Я не хочу сейчас обсуждать всех их попыток создать свою собственную структурную организацию, опыт работы Тартусской летней школы, а также все попытки Иванова и Топорова организовать работу здесь в Москве, ибо это уже выходит за пределы этой темы, которую я сейчас обсуждаю.

Конечно, я должен признать, что моя характеристика истории структурализма и ее нынешнего положения является весьма тенденциозной, наверняка есть много натяжек в детали, есть много таких положений, на которых я не буду настаивать. Но я считаю, что основной тезис является совершенно правильным и соответствует тому, что реально происходило и, главное, обязательно должно и будет происходить в развитии всякой другой науки в нашей стране.

В этом плане я хотел бы высказать и еще один тезис. То отношение к науке, которое продемонстрировали социологи, собравшиеся в Тарту, потрясло меня своим абсолютным антисоциологизмом, они свидетельствовало, что у нас в стране еще нет подлинных социологов по своей ориентировке и устремленности. быть социологом и не признавать социальные природы организации науки, это значит, на мой взгляд, изменять духу самой социологии, ее принципам, которые должны определять подход ко всем без исключения явлениям. Логики или гносеологи еще могут ориентироваться на «истину» и говорить о всеобщем характере науки или научного знания, социолог же этого не может и не должен делать.
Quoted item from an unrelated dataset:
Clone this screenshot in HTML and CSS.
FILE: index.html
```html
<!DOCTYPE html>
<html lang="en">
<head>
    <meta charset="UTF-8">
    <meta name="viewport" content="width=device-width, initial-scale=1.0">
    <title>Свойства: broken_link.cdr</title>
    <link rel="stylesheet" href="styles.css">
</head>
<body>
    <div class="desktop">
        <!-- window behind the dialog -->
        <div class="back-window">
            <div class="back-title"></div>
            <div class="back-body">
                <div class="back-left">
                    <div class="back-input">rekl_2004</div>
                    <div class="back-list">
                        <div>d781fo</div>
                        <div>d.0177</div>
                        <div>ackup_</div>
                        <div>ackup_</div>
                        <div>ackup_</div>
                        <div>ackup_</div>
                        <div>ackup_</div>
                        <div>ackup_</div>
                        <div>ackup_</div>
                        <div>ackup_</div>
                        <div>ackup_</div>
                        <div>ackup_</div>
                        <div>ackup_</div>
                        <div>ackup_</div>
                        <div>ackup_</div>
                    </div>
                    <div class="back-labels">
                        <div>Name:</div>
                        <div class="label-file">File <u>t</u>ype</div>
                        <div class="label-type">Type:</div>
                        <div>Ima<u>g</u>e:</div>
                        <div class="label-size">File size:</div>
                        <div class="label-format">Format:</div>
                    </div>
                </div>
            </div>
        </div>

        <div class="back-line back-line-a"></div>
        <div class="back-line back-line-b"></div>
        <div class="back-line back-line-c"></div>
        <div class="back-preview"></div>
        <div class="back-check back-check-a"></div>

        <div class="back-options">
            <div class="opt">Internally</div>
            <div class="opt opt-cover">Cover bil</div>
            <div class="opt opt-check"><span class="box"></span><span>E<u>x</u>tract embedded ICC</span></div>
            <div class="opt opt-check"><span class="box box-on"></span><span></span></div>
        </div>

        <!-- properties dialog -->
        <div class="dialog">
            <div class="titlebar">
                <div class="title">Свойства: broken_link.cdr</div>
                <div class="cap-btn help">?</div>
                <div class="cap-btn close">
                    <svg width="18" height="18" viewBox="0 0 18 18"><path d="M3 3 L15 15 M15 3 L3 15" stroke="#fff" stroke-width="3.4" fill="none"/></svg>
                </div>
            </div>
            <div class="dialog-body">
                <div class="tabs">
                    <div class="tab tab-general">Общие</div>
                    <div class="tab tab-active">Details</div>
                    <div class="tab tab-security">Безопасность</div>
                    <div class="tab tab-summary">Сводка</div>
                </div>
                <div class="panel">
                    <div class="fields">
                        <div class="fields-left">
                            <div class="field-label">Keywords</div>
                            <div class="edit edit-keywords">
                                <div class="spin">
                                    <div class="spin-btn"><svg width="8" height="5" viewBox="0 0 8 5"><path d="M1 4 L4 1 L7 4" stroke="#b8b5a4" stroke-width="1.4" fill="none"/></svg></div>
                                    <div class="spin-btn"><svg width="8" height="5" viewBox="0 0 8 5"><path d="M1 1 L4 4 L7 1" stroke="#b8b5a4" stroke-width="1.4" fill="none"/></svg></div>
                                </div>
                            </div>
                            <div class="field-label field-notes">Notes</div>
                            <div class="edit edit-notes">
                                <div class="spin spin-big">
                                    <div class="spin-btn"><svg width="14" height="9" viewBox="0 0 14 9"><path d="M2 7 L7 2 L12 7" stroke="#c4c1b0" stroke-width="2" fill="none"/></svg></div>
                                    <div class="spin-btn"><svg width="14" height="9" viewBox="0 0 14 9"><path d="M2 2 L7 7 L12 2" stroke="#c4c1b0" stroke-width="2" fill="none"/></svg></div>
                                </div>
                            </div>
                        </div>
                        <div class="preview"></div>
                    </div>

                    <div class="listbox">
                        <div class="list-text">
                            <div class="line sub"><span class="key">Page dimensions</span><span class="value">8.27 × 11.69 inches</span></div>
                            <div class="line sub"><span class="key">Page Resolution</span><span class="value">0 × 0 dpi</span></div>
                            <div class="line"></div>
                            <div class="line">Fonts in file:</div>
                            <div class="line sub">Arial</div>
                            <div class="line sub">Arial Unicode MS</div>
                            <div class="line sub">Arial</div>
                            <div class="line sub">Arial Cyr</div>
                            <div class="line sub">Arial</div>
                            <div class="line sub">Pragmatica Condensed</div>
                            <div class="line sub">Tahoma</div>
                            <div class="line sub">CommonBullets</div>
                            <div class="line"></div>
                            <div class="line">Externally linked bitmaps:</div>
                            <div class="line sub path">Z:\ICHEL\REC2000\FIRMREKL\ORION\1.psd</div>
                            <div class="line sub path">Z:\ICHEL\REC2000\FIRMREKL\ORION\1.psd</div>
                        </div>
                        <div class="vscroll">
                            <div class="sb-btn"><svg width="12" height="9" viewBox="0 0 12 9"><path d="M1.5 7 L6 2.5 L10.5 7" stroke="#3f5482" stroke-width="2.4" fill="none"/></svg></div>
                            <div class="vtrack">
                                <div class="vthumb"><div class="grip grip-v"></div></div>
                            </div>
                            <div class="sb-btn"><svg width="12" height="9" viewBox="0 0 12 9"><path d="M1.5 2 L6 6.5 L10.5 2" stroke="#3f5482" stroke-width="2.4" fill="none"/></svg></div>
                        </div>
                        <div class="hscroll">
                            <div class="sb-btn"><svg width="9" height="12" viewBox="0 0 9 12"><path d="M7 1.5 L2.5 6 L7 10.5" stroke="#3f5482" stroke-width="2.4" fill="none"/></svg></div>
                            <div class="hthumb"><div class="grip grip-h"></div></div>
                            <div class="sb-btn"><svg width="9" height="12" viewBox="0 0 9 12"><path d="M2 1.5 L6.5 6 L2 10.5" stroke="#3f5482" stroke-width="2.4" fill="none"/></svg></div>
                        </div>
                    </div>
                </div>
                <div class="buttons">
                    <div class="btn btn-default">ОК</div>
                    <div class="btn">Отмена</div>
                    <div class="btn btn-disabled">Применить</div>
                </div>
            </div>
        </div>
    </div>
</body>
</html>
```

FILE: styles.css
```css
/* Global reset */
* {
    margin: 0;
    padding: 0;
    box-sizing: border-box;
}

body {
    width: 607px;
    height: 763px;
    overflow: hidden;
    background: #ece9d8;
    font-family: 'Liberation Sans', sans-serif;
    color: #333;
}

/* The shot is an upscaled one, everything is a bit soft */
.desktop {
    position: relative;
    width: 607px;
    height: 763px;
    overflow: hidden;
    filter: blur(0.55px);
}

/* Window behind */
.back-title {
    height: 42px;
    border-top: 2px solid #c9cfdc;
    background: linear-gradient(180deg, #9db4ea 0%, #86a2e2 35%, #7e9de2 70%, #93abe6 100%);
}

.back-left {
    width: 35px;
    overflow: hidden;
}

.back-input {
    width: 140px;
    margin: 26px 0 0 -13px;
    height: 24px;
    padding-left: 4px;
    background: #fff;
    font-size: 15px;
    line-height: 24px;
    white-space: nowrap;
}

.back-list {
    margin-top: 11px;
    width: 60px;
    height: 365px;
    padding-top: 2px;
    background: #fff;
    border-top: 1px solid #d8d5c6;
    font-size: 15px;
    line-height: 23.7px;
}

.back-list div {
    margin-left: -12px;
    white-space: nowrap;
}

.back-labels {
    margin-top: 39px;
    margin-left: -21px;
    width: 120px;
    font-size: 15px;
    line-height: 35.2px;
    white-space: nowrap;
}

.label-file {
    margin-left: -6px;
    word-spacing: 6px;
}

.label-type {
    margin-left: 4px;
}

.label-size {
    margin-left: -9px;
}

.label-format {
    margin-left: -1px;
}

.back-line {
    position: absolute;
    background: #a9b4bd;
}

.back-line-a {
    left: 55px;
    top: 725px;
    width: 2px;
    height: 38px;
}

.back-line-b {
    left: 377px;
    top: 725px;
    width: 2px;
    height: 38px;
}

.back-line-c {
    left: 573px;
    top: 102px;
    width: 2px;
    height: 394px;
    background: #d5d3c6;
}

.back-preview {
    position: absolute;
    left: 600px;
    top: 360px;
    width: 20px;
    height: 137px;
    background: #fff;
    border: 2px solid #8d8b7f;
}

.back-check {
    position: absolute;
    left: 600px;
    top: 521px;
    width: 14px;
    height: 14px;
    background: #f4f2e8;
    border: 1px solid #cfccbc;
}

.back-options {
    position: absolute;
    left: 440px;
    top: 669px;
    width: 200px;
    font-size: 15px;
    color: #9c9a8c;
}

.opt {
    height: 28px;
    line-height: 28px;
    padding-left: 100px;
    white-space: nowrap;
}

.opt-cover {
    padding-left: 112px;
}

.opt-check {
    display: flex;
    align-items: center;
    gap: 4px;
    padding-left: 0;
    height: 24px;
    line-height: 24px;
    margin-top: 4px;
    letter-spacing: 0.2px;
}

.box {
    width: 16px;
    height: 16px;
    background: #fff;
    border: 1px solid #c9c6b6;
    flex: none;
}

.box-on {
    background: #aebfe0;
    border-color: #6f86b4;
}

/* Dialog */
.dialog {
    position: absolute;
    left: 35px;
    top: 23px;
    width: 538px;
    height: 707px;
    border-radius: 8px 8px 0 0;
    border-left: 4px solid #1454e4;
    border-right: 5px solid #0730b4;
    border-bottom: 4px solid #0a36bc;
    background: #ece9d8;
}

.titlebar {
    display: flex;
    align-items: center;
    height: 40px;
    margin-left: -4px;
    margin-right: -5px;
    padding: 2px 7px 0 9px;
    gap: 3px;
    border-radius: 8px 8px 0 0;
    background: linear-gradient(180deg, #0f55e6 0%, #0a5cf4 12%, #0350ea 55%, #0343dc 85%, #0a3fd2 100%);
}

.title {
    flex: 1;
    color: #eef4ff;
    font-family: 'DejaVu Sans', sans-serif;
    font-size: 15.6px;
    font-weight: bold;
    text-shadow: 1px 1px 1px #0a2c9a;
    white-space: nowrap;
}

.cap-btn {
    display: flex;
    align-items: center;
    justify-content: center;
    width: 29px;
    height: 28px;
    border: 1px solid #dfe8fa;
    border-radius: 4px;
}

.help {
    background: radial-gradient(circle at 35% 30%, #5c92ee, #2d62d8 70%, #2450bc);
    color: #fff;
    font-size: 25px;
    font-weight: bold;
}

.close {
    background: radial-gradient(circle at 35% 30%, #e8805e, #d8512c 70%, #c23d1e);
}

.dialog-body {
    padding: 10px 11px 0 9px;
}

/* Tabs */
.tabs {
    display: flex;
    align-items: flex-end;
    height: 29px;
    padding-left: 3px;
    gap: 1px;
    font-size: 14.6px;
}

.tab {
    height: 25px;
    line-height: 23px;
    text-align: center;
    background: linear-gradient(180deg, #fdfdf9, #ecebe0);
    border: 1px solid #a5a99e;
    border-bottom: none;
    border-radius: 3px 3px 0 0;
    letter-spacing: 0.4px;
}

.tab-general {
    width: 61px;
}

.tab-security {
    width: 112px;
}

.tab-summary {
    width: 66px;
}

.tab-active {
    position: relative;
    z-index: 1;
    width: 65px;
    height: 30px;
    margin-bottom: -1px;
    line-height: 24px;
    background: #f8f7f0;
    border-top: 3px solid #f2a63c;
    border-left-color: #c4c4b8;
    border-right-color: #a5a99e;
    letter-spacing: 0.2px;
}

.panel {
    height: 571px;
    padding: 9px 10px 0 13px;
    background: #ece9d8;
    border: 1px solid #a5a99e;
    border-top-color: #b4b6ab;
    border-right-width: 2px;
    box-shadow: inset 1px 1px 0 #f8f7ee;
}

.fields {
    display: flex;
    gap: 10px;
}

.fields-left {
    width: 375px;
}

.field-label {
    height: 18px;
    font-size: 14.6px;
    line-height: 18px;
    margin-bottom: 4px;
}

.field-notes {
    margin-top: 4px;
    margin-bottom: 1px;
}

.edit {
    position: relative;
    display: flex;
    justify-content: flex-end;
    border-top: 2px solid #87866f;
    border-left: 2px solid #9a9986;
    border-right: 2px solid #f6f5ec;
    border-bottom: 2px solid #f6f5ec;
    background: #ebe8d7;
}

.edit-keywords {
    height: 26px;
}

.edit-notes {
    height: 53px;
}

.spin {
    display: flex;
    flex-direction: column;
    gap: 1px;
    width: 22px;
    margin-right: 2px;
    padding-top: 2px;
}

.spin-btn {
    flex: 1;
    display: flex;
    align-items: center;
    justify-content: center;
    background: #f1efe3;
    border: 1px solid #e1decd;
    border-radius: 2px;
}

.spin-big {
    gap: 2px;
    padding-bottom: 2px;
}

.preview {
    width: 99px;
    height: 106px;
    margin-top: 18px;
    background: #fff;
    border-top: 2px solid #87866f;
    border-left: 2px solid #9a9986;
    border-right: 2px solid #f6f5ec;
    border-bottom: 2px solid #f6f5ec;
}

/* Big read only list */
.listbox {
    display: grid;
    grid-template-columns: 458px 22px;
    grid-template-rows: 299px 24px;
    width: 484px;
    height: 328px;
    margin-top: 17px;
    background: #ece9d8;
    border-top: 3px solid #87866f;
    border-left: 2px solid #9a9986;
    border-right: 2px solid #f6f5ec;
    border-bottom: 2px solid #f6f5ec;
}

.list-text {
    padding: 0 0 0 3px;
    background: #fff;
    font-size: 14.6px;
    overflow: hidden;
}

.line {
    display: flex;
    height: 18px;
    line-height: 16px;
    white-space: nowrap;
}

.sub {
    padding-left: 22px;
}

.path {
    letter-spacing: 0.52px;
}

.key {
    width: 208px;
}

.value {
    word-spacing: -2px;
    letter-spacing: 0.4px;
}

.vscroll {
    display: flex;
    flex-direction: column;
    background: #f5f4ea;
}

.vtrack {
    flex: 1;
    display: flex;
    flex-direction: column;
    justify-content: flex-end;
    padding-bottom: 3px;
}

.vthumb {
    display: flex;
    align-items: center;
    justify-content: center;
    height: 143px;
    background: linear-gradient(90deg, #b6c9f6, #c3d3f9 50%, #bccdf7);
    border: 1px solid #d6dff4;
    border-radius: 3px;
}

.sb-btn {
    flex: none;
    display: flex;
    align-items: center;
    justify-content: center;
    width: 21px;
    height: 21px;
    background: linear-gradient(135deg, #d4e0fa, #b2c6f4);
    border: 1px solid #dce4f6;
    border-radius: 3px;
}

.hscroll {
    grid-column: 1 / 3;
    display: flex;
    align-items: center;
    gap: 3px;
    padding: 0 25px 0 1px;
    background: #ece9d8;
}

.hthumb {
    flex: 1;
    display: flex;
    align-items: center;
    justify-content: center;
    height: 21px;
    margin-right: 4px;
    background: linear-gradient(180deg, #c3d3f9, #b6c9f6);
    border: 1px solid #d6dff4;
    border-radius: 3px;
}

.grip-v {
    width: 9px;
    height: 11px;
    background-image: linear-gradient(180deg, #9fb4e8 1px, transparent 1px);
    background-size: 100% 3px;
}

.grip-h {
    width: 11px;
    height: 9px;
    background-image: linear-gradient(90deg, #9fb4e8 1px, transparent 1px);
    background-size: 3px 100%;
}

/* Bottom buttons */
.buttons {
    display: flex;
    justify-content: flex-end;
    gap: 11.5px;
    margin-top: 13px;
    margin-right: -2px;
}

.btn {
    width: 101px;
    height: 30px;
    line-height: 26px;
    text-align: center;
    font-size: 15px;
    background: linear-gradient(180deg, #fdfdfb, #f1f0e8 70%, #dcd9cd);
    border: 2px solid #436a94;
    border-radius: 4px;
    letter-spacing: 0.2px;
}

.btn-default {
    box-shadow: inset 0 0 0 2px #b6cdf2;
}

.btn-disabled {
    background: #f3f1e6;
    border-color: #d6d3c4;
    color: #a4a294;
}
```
Поэтому меня так обрадовала статься Я.Щепаньского в «Вопросах философии», в которой говорится о пяти основных регионах и региональных существованиях социологии. Щепаньский очень резко подчеркивает, что в настоящее время нет и не может быть единой социологической науки, что попытки использовать понятия и методы одной региональной теории в рамках другой региональной теории бессмысленны и обречены на провал. Он очень резко писал о том, что в каждой из региональных социологий должны быть свои особые объекты, свои средства и методы.